You’ll find a drop-down menu which will allow you to batch rename your clips based on metadata like the Scene – Shot/Take – Angle info.
Now the clip is named according to the metadata.
And even though you change their name in the browser, the original file name is still retained in Finder.
Lastly, when you export, you have the option to keep the keywords attached to the exported file. That means you can type any of those words into Finder’s spotlight (cmd+space) and it will identify exported clips throughout your system that have those keywords. This is an awesome feature when you can’t quite find that exported file from a couple years back!
Sorting with Metadata
When you have the metadata on scenes, takes and reels, you can easily use that info to sort your footage right in the browser. A good technique is to designate each subject in your interview’s a-roll as a scene and then assign scene numbers to the clips related to that portion in the inspector. Then you can click on the parameters in the browser and then sort by scene.
As you can see, metadata is the editor’s best friend. From on-set organizational tools, editing workflow improvements, and archival purposes, metadata saves you time, and makes your work more valuable. Patrick Southern is the Chief Workflow Engineer for Lumaforge and he was quick to sing its praises when asked. “The metadata tools in FCP X were a HUGE help when organizing the Emmy winning NatGeo documentary Challenger Disaster: Lost Tapes.

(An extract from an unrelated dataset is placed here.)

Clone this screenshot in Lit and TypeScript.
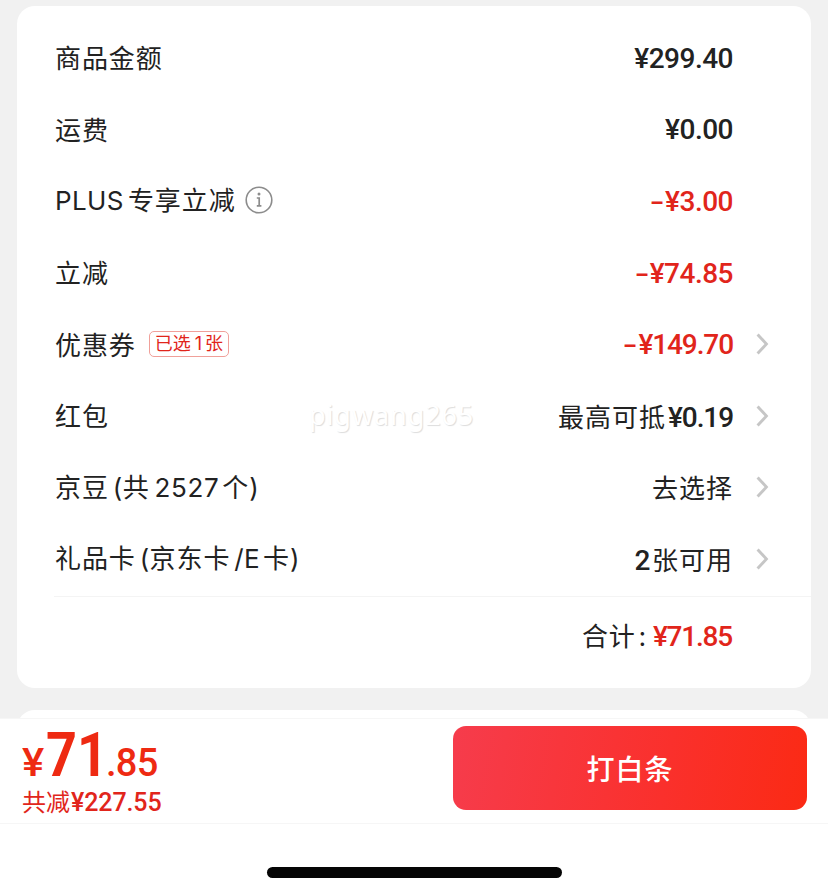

We used a combination of keywords, markers and favorites to make it super easy for the editor to sort through the vast amount of archival footage and stills used in the film.”
I believe that the designers of FCP X have built a system that allows editors to leverage the strengths of a computerized workflow, instead of older analog methods. But it does ask of us a change in thinking. FCP X, in essence, asks us to think of video as data. And if we are able to embrace that request, we will find that whole new areas of opportunity will open for us. And we’ll be prepared for the challenges of future and whatever the next opportunity brings.